** START OF DATASET RECORDS **

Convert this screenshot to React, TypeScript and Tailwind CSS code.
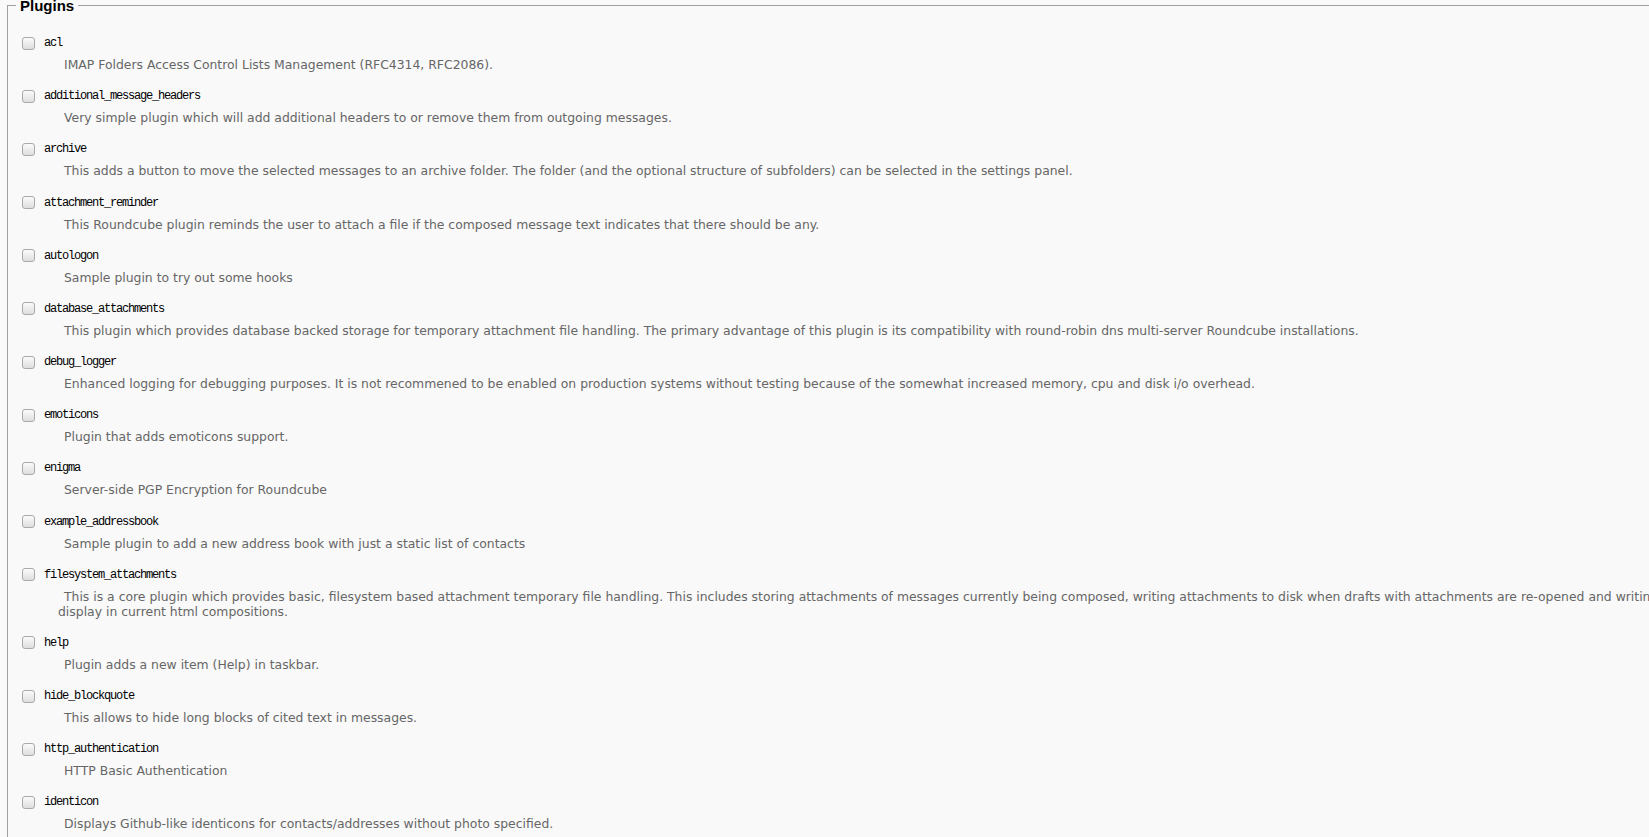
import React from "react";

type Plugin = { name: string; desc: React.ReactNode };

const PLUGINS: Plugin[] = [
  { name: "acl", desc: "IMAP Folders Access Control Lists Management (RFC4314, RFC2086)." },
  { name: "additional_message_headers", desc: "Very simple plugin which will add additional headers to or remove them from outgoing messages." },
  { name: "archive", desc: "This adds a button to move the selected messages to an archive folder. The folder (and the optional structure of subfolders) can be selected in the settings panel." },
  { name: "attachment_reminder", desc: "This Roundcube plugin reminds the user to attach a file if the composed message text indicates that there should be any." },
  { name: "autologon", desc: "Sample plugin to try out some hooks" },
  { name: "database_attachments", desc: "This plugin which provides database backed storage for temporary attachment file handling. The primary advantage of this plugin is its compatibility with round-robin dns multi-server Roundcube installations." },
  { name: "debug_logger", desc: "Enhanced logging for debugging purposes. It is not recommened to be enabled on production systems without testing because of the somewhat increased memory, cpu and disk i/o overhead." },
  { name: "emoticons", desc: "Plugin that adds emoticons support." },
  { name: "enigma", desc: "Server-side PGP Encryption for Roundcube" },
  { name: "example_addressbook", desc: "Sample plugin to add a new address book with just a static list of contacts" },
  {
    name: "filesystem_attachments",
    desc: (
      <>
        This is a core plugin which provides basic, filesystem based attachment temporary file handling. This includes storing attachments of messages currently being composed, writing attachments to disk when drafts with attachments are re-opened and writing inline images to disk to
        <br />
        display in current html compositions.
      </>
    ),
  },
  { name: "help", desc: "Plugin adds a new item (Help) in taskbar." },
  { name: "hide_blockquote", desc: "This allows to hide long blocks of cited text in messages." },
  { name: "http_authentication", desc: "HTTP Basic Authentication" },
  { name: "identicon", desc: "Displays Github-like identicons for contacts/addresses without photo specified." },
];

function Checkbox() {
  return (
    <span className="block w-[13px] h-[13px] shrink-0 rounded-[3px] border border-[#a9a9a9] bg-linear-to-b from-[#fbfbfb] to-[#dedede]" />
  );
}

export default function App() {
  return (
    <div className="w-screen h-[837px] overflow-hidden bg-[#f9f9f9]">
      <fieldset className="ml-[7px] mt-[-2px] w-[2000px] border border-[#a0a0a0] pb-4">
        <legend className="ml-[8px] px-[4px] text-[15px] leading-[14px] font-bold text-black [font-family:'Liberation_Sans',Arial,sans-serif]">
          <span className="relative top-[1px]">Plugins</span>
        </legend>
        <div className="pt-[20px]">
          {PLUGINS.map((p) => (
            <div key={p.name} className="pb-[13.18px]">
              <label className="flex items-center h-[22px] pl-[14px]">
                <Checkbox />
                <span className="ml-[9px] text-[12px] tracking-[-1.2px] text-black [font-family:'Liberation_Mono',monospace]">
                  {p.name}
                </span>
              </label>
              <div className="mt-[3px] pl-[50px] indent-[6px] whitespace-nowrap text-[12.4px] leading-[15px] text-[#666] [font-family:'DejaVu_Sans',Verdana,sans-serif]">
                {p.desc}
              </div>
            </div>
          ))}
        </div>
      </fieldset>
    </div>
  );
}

** END OF DATASET RECORDS **
** START OF DATASET RECORDS **

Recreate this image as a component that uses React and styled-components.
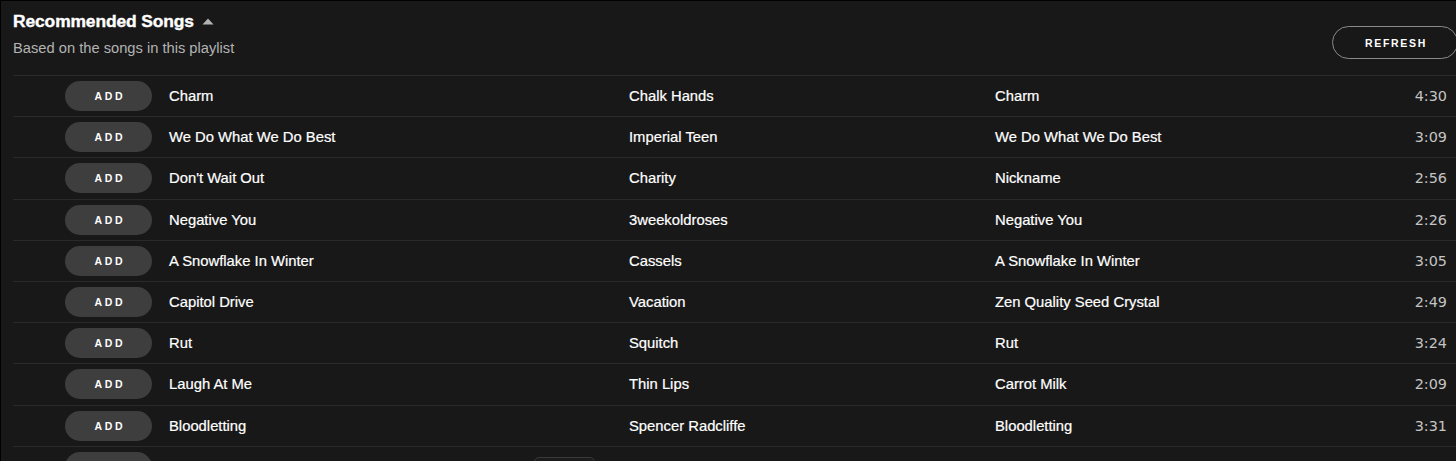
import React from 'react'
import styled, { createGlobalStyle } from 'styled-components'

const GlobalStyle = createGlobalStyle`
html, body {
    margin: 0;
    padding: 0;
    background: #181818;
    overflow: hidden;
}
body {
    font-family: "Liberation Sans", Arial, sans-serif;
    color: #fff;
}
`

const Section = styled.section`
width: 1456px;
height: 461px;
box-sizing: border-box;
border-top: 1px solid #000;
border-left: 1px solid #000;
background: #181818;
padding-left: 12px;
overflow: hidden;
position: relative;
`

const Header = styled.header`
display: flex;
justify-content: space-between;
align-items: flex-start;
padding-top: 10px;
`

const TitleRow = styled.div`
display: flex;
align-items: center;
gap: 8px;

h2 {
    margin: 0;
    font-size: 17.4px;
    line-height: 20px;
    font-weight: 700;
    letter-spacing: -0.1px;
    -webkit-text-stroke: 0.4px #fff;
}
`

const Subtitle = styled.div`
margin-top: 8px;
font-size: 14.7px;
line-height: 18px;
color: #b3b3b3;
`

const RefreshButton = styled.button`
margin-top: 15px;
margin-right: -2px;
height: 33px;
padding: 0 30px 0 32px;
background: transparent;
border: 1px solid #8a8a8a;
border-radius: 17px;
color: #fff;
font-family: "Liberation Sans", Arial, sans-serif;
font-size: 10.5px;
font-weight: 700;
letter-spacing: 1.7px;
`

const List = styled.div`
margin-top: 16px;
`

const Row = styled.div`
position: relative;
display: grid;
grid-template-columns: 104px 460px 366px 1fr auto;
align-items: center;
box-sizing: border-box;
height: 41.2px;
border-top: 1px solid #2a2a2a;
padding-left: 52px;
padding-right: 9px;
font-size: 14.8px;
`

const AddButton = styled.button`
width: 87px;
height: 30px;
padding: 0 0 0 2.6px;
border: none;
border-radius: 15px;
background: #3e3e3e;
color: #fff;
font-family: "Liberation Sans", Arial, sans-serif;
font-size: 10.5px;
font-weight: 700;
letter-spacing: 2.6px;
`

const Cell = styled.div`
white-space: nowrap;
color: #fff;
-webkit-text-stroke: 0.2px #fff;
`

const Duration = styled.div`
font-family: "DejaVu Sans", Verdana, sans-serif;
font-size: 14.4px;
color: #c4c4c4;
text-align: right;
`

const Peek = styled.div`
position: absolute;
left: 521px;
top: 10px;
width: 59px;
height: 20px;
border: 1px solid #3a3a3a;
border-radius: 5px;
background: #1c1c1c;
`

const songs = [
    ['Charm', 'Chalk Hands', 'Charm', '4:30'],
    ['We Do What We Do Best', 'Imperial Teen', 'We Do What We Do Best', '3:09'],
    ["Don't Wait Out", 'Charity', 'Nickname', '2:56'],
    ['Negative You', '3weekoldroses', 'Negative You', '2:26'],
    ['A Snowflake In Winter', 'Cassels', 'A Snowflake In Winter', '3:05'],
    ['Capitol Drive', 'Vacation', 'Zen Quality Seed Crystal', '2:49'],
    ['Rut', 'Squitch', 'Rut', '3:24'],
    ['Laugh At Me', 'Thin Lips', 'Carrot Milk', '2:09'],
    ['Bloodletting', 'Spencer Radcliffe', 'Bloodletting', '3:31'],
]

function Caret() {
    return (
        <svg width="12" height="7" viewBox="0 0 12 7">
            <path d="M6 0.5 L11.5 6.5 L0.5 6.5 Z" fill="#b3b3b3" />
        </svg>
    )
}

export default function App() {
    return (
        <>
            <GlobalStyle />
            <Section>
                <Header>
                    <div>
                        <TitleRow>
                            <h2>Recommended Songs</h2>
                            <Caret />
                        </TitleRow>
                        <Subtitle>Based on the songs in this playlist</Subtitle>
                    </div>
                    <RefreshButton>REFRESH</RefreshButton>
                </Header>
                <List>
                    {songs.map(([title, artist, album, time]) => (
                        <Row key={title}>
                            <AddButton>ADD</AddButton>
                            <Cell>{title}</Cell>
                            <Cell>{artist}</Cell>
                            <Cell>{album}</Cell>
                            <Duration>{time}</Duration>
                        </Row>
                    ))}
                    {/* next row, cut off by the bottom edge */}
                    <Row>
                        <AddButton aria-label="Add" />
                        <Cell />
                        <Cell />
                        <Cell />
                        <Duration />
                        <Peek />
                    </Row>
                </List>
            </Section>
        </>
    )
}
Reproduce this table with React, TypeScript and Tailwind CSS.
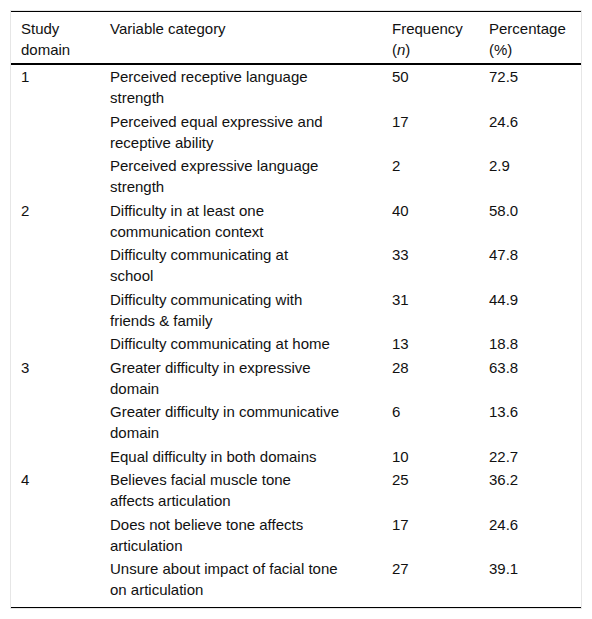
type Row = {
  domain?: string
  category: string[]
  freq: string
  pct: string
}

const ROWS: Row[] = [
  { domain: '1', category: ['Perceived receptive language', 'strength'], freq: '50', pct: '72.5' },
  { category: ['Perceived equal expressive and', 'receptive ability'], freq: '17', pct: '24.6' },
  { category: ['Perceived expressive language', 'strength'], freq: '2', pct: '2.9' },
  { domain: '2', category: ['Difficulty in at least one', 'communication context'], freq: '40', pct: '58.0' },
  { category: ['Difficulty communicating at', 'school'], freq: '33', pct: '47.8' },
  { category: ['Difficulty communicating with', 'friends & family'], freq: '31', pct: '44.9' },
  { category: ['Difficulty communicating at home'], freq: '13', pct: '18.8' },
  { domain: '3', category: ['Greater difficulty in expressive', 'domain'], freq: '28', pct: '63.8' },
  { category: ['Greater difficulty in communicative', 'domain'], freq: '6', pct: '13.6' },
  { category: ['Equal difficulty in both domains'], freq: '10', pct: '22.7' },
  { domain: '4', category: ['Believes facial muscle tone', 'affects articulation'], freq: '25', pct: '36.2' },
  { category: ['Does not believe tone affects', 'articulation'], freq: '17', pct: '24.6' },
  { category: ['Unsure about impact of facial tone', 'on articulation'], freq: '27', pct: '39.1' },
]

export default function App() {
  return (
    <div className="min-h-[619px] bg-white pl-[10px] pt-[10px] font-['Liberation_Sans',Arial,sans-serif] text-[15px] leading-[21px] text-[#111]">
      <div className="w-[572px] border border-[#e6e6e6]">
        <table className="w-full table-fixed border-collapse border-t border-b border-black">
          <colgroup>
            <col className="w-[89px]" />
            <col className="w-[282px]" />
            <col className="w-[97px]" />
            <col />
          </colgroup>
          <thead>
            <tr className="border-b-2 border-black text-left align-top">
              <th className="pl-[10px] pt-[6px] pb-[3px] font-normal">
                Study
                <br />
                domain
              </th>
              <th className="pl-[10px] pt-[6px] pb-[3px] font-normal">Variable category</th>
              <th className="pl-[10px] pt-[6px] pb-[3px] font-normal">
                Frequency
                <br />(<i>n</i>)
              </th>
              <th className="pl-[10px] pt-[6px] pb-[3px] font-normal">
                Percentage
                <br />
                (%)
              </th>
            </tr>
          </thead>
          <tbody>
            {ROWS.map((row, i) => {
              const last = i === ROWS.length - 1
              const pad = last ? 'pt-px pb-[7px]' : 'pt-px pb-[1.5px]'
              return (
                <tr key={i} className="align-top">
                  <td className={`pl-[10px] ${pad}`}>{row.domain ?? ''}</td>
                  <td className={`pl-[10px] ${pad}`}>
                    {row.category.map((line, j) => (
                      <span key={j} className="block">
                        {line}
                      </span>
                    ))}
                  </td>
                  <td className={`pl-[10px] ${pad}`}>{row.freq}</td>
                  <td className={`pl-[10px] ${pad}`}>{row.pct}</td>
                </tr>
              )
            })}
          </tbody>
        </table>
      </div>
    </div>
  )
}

** END OF DATASET RECORDS **
** START OF DATASET RECORDS **

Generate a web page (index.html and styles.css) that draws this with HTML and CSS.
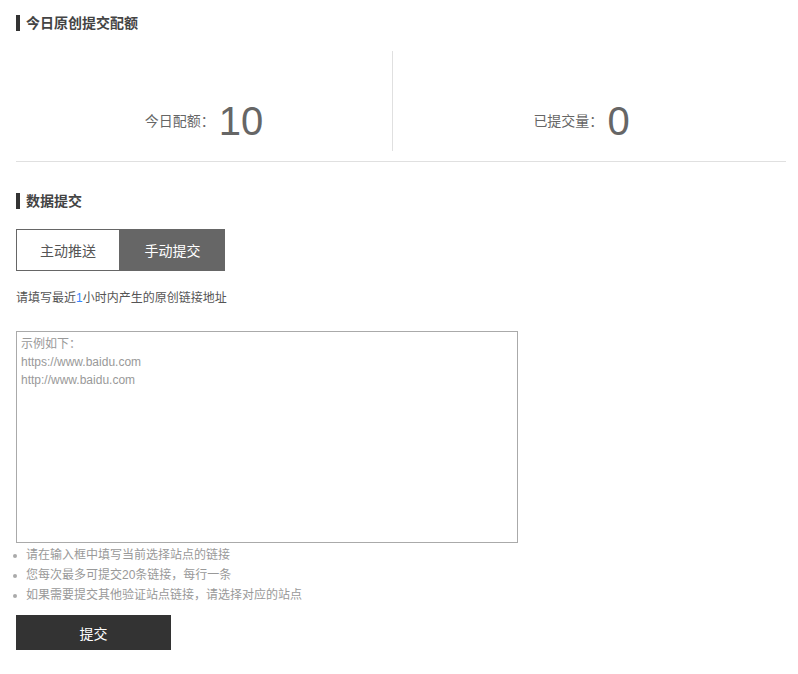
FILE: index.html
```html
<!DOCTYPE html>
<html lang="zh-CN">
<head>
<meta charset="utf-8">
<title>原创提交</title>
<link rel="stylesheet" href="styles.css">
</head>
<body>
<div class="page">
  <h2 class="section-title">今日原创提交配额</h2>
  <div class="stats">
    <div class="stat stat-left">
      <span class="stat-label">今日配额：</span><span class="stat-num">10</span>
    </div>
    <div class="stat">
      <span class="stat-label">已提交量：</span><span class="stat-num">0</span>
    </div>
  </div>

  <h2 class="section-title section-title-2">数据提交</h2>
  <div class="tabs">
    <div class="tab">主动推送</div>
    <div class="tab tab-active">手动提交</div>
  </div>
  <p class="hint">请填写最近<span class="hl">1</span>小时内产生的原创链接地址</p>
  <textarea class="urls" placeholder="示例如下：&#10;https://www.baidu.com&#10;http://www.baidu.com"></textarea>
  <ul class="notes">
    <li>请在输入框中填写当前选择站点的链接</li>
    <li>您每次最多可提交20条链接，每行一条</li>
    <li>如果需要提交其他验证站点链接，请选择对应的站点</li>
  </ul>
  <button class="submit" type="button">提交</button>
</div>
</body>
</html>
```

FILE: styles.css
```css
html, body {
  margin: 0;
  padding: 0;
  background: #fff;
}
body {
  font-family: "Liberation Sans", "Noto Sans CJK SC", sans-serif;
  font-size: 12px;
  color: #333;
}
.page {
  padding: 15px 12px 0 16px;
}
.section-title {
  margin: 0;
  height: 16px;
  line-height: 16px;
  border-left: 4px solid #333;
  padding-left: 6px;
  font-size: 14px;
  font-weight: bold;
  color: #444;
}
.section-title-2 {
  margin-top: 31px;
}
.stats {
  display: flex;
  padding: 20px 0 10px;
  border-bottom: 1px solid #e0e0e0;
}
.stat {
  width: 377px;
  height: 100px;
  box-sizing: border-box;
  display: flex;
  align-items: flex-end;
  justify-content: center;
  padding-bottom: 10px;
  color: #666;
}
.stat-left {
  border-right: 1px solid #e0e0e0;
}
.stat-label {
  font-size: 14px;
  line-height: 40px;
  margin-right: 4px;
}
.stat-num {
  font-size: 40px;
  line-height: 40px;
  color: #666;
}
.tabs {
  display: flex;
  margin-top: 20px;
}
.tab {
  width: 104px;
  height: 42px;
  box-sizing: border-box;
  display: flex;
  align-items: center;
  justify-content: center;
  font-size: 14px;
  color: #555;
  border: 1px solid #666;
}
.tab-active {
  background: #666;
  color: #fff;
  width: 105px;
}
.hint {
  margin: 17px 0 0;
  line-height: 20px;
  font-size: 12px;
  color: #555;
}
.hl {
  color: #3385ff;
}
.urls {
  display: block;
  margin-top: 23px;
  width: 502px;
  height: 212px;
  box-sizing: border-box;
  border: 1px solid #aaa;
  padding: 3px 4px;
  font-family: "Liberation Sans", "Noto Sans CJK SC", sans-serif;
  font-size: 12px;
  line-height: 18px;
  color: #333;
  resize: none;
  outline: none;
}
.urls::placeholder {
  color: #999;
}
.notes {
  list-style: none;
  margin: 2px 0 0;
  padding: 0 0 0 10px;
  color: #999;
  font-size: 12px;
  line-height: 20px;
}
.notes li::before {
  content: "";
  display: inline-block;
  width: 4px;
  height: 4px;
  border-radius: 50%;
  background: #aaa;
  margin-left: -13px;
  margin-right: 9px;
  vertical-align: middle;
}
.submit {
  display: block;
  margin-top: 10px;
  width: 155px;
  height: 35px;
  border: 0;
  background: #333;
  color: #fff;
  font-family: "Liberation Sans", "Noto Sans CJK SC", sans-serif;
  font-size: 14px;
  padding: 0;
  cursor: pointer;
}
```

** END OF DATASET RECORDS **

=== INSTRUCTIONS TO FOLLOW ===
Work through the records line by line and tally those holding "React". Reply with the number alone.

=== FULL RESPONSE ===
6